Challenge
Imagine a hexagonal grid as shown below. Let's call such a grid has size \$n\$ if it has \$n\$ dots on one side. The following is one of size 3:
- - -
- - - -
- - - - -
- - - -
- - -
Then, pick as many dots as possible on the grid so that no two dots are adjacent. For size 3, the maximum is 7 dots:
- * - * - *
* - - * - - - -
- - * - - or * - * - *
* - - * - - - -
- * - * - *
Your task is to output such a grid. For a size-\$n\$ hexagon, the output must contain exactly A002061(n) = \$n^2-n+1\$ non-adjacent dots.
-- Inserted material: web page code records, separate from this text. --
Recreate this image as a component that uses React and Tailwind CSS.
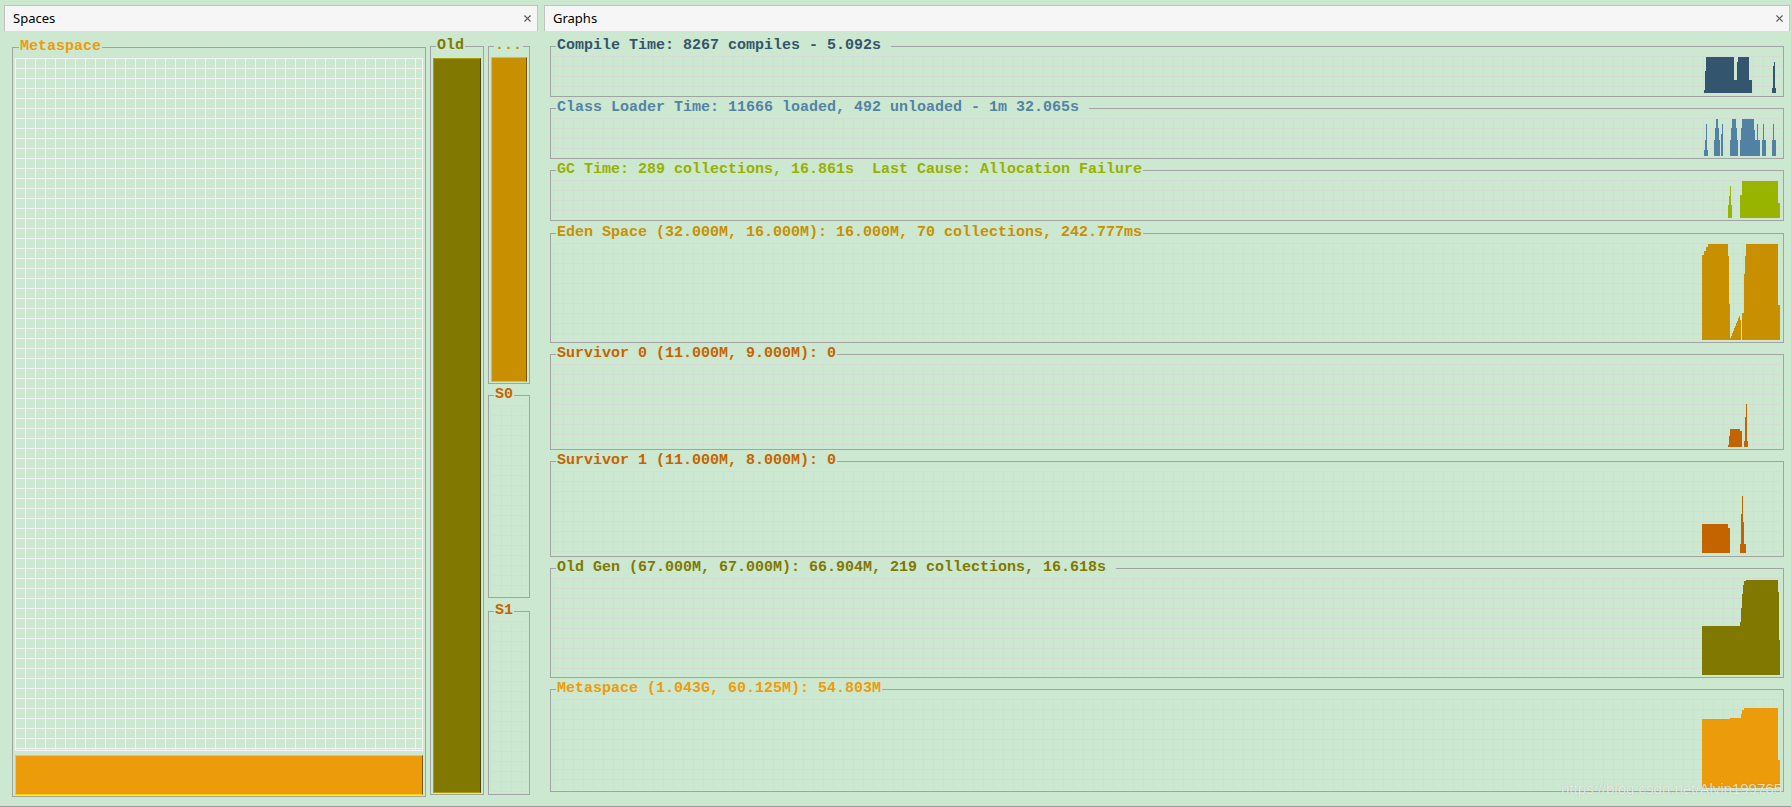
import { X } from "lucide-react";

const mono = "font-['Liberation_Mono','DejaVu_Sans_Mono',monospace] font-bold text-[15px] leading-[16px]";
const graphGrid =
  "bg-[linear-gradient(to_right,#d6dbd6_1px,transparent_1px),linear-gradient(to_bottom,#d6dbd6_1px,transparent_1px)] [background-size:10px_10px]";
const whiteGrid =
  "bg-[linear-gradient(to_right,#f3f5f3_1px,transparent_1px),linear-gradient(to_bottom,#f3f5f3_1px,transparent_1px)] [background-size:10px_10px] border-r border-b border-[#f3f5f3]";

// 1px columns going from y0 to y1
function ramp(x0, x1, y0, y1) {
  const out = [];
  const n = x1 - x0;
  for (let i = 0; i < n; i++) out.push([x0 + i, x0 + i + 1, Math.round(y0 + ((y1 - y0) * i) / Math.max(n - 1, 1))]);
  return out;
}

const graphs = [
  {
    title: "Compile Time: 8267 compiles - 5.092s ",
    text: "text-[#33556c]",
    box: "h-[59px]",
    fill: "#33566e",
    line: 46,
    bottom: 96,
    base: 93,
    segs: [
      [1704, 1705, 90], [1705, 1706, 71], [1706, 1734, 57], [1734, 1737, 80],
      [1737, 1738, 62], [1738, 1749, 57], [1749, 1752, 80],
      [1772, 1773, 88], [1773, 1774, 66], [1774, 1775, 62], [1775, 1776, 88],
    ],
  },
  {
    title: "Class Loader Time: 11666 loaded, 492 unloaded - 1m 32.065s ",
    text: "text-[#5383a5]",
    box: "mt-[3px] h-[59px]",
    fill: "#5282a3",
    line: 108,
    bottom: 158,
    base: 156,
    segs: [
      [1704, 1705, 150], [1705, 1706, 140], [1706, 1707, 124], [1707, 1708, 150],
      [1714, 1715, 140], [1715, 1716, 128], [1716, 1718, 119], [1718, 1719, 128], [1719, 1720, 140],
      [1721, 1722, 134], [1722, 1723, 124],
      [1730, 1731, 140], [1731, 1732, 128], [1732, 1736, 119], [1736, 1737, 128], [1737, 1738, 140],
      [1740, 1741, 140], [1741, 1742, 128], [1742, 1754, 119], [1754, 1755, 130], [1755, 1757, 140],
      [1757, 1758, 124], [1758, 1760, 140],
      [1762, 1763, 140], [1763, 1764, 124], [1764, 1766, 140],
      [1772, 1773, 140], [1773, 1774, 124], [1774, 1776, 140],
    ],
  },
  {
    title: "GC Time: 289 collections, 16.861s  Last Cause: Allocation Failure",
    text: "text-[#98b000]",
    box: "mt-[3px] h-[59px]",
    fill: "#98b400",
    line: 170,
    bottom: 220,
    base: 218,
    segs: [
      [1728, 1729, 205], [1729, 1730, 196], [1730, 1731, 186], [1731, 1732, 205],
      [1740, 1742, 195], [1742, 1778, 181], [1778, 1780, 203],
    ],
  },
  {
    title: "Eden Space (32.000M, 16.000M): 16.000M, 70 collections, 242.777ms",
    text: "text-[#c89000]",
    box: "mt-[4px] h-[118px]",
    fill: "#c89000",
    line: 233,
    bottom: 342,
    base: 340,
    segs: [
      [1702, 1704, 255], [1704, 1706, 251], [1706, 1708, 247], [1708, 1728, 244],
      [1728, 1729, 256], [1729, 1730, 304],
      ...ramp(1730, 1740, 338, 316),
      [1740, 1741, 320], [1742, 1744, 313], [1744, 1745, 274], [1745, 1746, 256],
      [1746, 1778, 244], [1778, 1780, 305],
    ],
  },
  {
    title: "Survivor 0 (11.000M, 9.000M): 0",
    text: "text-[#c46400]",
    box: "mt-[3px] h-[104px]",
    fill: "#c46400",
    line: 354,
    bottom: 449,
    base: 447,
    segs: [
      [1728, 1729, 445], [1729, 1730, 436], [1730, 1740, 429], [1740, 1742, 431],
      [1744, 1745, 441], [1745, 1746, 417], [1746, 1747, 404], [1747, 1748, 441],
    ],
  },
  {
    title: "Survivor 1 (11.000M, 8.000M): 0",
    text: "text-[#c46400]",
    box: "mt-[3px] h-[104px]",
    fill: "#c46400",
    line: 461,
    bottom: 556,
    base: 553,
    segs: [
      [1702, 1728, 524], [1728, 1730, 528],
      [1740, 1741, 544], [1741, 1742, 514], [1742, 1743, 496], [1743, 1744, 522], [1744, 1746, 544],
    ],
  },
  {
    title: "Old Gen (67.000M, 67.000M): 66.904M, 219 collections, 16.618s ",
    text: "text-[#807800]",
    box: "mt-[3px] h-[118px]",
    fill: "#807800",
    line: 568,
    bottom: 677,
    base: 675,
    segs: [
      [1702, 1740, 626], [1740, 1741, 622], [1741, 1742, 608], [1742, 1743, 594],
      [1743, 1744, 585], [1744, 1746, 581], [1746, 1778, 580], [1778, 1779, 592], [1779, 1780, 640],
    ],
  },
  {
    title: "Metaspace (1.043G, 60.125M): 54.803M",
    text: "text-[#ec9c0a]",
    box: "mt-[3px] h-[111px]",
    fill: "#ec9c0a",
    line: 689,
    bottom: 791,
    base: 788,
    segs: [
      [1702, 1730, 719], [1730, 1741, 718], [1741, 1742, 714], [1742, 1744, 710],
      [1744, 1746, 708], [1746, 1778, 708], [1778, 1780, 760],
    ],
  },
];

function Tab({ label }) {
  return (
    <div className="h-[26px] shrink-0 flex items-center justify-between bg-[#f6f6f6] border border-b-0 border-[#c2c2c2] pl-[8px] pr-[4px]">
      <span className="font-['Noto_Sans','DejaVu_Sans',sans-serif] text-[13px] text-black">{label}</span>
      <X size={11} strokeWidth={2.4} className="text-[#5a5a5a]" />
    </div>
  );
}

function Graph({ g }) {
  const top = g.line + 10;
  const h = g.bottom - g.line - 12;
  return (
    <fieldset className={`${g.box} shrink-0 flex flex-col border border-[#a3a3a3] px-[2px] pt-[2px] pb-[2px]`}>
      <legend className={`${mono} ${g.text} ml-[3px] px-[1px] whitespace-pre`}>{g.title}</legend>
      <div className={`flex-1 flex justify-end ${graphGrid}`}>
        <svg width="84" height={h} viewBox={`1697 ${top} 84 ${h}`} preserveAspectRatio="none" shapeRendering="crispEdges">
          {g.segs.map(([x0, x1, y], i) => (
            <rect key={i} x={x0} y={y} width={x1 - x0} height={g.base - y} fill={g.fill} />
          ))}
        </svg>
      </div>
    </fieldset>
  );
}

export default function App() {
  return (
    <div className="relative w-[1791px] h-[807px] overflow-hidden bg-[#cde8d0] border-b border-[#9a9a9a] flex gap-[6px] pl-[4px] pr-[1px] pt-[5px]">
      {/* Spaces */}
      <div className="w-[534px] shrink-0 flex flex-col">
        <Tab label="Spaces" />
        <div className="flex items-start pl-[8px] pt-[7px]">
          <fieldset className="mt-[1px] w-[414px] h-[758px] shrink-0 flex flex-col border border-[#a3a3a3] px-[2px] pt-[3px] pb-[1px]">
            <legend className={`${mono} text-[#ec9c0a] ml-[4px] px-[1px]`}>Metaspace</legend>
            <div className={`flex-1 ${whiteGrid}`} />
            <div className="mt-[4px] h-[40px] bg-[#ec9c0a] border border-[#f5d400] border-r-[#7a5a00]" />
          </fieldset>

          <fieldset className="ml-[4px] w-[54px] h-[757px] shrink-0 flex flex-col border border-[#a3a3a3] px-[2px] pt-[4px] pb-[1px]">
            <legend className={`${mono} text-[#807800] ml-[3px] px-[1px]`}>Old</legend>
            <div className="flex-1 bg-[#807800] border border-[#aaa000] border-r-[#4a4400]" />
          </fieldset>

          <div className="ml-[4px] w-[42px] shrink-0 flex flex-col">
            <fieldset className="h-[346px] shrink-0 border border-[#a3a3a3] px-[2px] pt-[3px] pb-[1px]">
              <legend className={`${mono} text-[#c89000] ml-[3px] px-[1px]`}>...</legend>
              <div className="h-[325px] bg-[#c89000] border border-[#f0c000] border-r-[#7a5800]" />
            </fieldset>
            <fieldset className="mt-[3px] h-[211px] shrink-0 border border-[#a3a3a3] px-[2px] pt-[2px] pb-[2px]">
              <legend className={`${mono} text-[#c46400] ml-[3px] px-[1px]`}>S0</legend>
              <div className={`h-[190px] ${graphGrid}`} />
            </fieldset>
            <fieldset className="mt-[5px] h-[192px] shrink-0 border border-[#a3a3a3] px-[2px] pt-[2px] pb-[2px]">
              <legend className={`${mono} text-[#c46400] ml-[3px] px-[1px]`}>S1</legend>
              <div className={`h-[171px] ${graphGrid}`} />
            </fieldset>
          </div>
        </div>
      </div>

      {/* Graphs */}
      <div className="flex-1 flex flex-col">
        <Tab label="Graphs" />
        <div className="flex flex-col px-[6px] pt-[7px]">
          {graphs.map((g) => (
            <Graph key={g.title} g={g} />
          ))}
        </div>
      </div>

      <div className="absolute right-[9px] bottom-[8px] font-['Liberation_Sans',Arial,sans-serif] text-[15px] leading-[18px] text-white/75 [text-shadow:0_0_1px_rgba(0,0,0,0.25)]">
        https://blog.csdn.net/Alvin199765
      </div>
    </div>
  );
}
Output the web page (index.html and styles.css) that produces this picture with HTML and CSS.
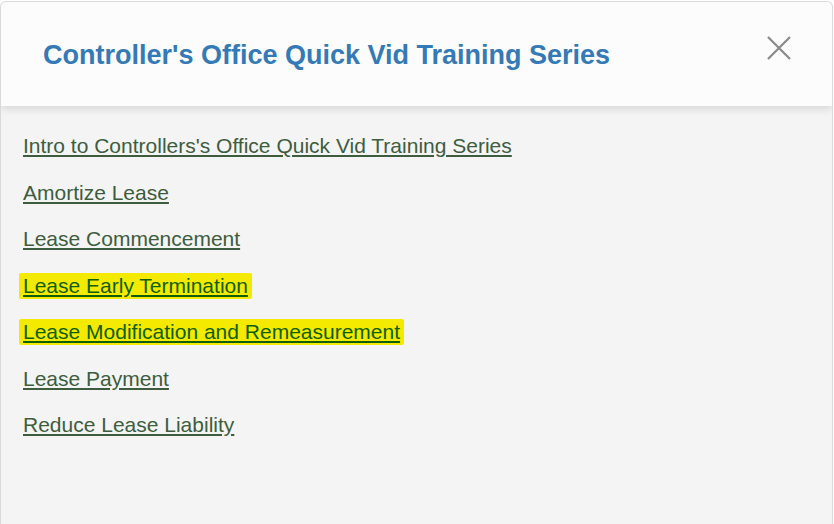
FILE: index.html
```html
<!DOCTYPE html>
<html>
<head>
<meta charset="utf-8">
<link rel="stylesheet" href="styles.css">
</head>
<body>
<div class="modal">
  <div class="modal-header">
    <h2 class="modal-title">Controller's Office Quick Vid Training Series</h2>
    <button class="close" aria-label="Close">
      <svg width="26" height="26" viewBox="0 0 26 26"><path d="M2 2 L24 24 M24 2 L2 24" stroke="#8a8a8a" stroke-width="2.2" fill="none"/></svg>
    </button>
  </div>
  <div class="modal-body">
    <a class="vid" href="#">Intro to Controllers's Office Quick Vid Training Series</a>
    <a class="vid" href="#">Amortize Lease</a>
    <a class="vid" href="#">Lease Commencement</a>
    <a class="vid hl" href="#">Lease Early Termination</a>
    <a class="vid hl" href="#">Lease Modification and Remeasurement</a>
    <a class="vid" href="#">Lease Payment</a>
    <a class="vid" href="#">Reduce Lease Liability</a>
  </div>
</div>
</body>
</html>
```
FILE: styles.css
```css
html, body {
  margin: 0;
  padding: 0;
  background: #ffffff;
  font-family: Arial, "Liberation Sans", sans-serif;
}
.modal {
  margin: 1px 1px 0 0;
  height: 523px;
  box-sizing: border-box;
  border: 1px solid #d9d9d9;
  border-bottom: none;
  border-radius: 6px 6px 0 0;
  background: #f4f4f4;
  display: flex;
  flex-direction: column;
  overflow: hidden;
}
.modal-header {
  height: 104px;
  flex: none;
  background: #fcfcfc;
  display: flex;
  align-items: center;
  justify-content: space-between;
  padding: 0 40px 0 42px;
  box-shadow: 0 3px 8px rgba(0, 0, 0, 0.12);
  position: relative;
  z-index: 1;
}
.modal-title {
  margin: 0;
  color: #337ab7;
  font-family: Arial, "Liberation Sans", sans-serif;
  font-size: 27px;
  font-weight: bold;
  padding-top: 2px;
}
.close {
  background: none;
  border: none;
  padding: 0;
  margin-top: -12px;
  display: flex;
  cursor: pointer;
}
.modal-body {
  display: flex;
  flex-direction: column;
  align-items: flex-start;
  padding: 28px 22px 0 22px;
  gap: 23.5px;
}
.vid {
  font-family: Arial, "Liberation Sans", sans-serif;
  font-size: 21px;
  line-height: 23px;
  color: #3e5c3e;
  text-decoration: underline;
  text-underline-offset: 2px;
}
.hl {
  color: #0f5f0a;
  background: #f4ea00;
  margin: -1px 0 -2px -4px;
  padding: 1px 4px 2px 4px;
  border-radius: 2px;
}
```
The corresponding maximal pattern can be found in this image linked on the OEIS sequence (imagine this: dissect all the hexagons there into triangles, remove one outermost layer of triangles, and pick the centers of original hexagons). The corresponding ASCII-art output must look like the following, modulo rotation/reflection:
n = 1
*
n = 2
* -
- - *
* -
n = 3 (following or alternative shown above)
* - *
- - - -
* - * - *
- - - -
* - *
n = 4
* - - *
- - * - -
- * - - * -
* - - * - - *
- * - - * -
- - * - -
* - - *
n = 5
- * - - *
* - - * - -
- - * - - * -
- * - - * - - *
* - - * - - * - -
- * - - * - - *
- - * - - * -
* - - * - -
- * - - *
n = 6
- * - - * -
* - - * - - *
- - * - - * - -
- * - - * - - * -
* - - * - - * - - *
- - * - - * - - * - -
* - - * - - * - - *
- * - - * - - * -
- - * - - * - -
* - - * - - *
- * - - * -
n = 7
* - - * - - *
- - * - - * - -
- * - - * - - * -
* - - * - - * - - *
- - * - - * - - * - -
- * - - * - - * - - * -
* - - * - - * - - * - - *
- * - - * - - * - - * -
- - * - - * - - * - -
* - - * - - * - - *
- * - - * - - * -
- - * - - * - -
* - - * - - *
n = 8
- * - - * - - *
* - - * - - * - -
- - * - - * - - * -
- * - - * - - * - - *
* - - * - - * - - * - -
- - * - - * - - * - - * -
- * - - * - - * - - * - - *
* - - * - - * - - * - - * - -
- * - - * - - * - - * - - *
- - * - - * - - * - - * -
* - - * - - * - - * - -
- * - - * - - * - - *
- - * - - * - - * -
* - - * - - * - -
- * - - * - - *
n = 9
- * - - * - - * -
* - - * - - * - - *
- - * - - * - - * - -
- * - - * - - * - - * -
* - - * - - * - - * - - *
- - * - - * - - * - - * - -
- * - - * - - * - - * - - * -
* - - * - - * - - * - - * - - *
- - * - - * - - * - - * - - * - -
* - - * - - * - - * - - * - - *
- * - - * - - * - - * - - * -
- - * - - * - - * - - * - -
* - - * - - * - - * - - *
- * - - * - - * - - * -
- - * - - * - - * - -
* - - * - - * - - *
- * - - * - - * -
n = 10
* - - * - - * - - *
- - * - - * - - * - -
- * - - * - - * - - * -
* - - * - - * - - * - - *
- - * - - * - - * - - * - -
- * - - * - - * - - * - - * -
* - - * - - * - - * - - * - - *
- - * - - * - - * - - * - - * - -
- * - - * - - * - - * - - * - - * -
* - - * - - * - - * - - * - - * - - *
- * - - * - - * - - * - - * - - * -
- - * - - * - - * - - * - - * - -
* - - * - - * - - * - - * - - *
- * - - * - - * - - * - - * -
- - * - - * - - * - - * - -
* - - * - - * - - * - - *
- * - - * - - * - - * -
- - * - - * - - * - -
* - - * - - * - - *
I/O and rules
You can use any two distinct non-whitespace chars for marked and unmarked dots respectively. Trailing spaces on each line and leading/trailing whitespaces are allowed. Outputting a list of lines, and outputting integer charcodes instead of the corresponding chars are also allowed.
Standard code-golf rules apply. The shortest code in bytes wins.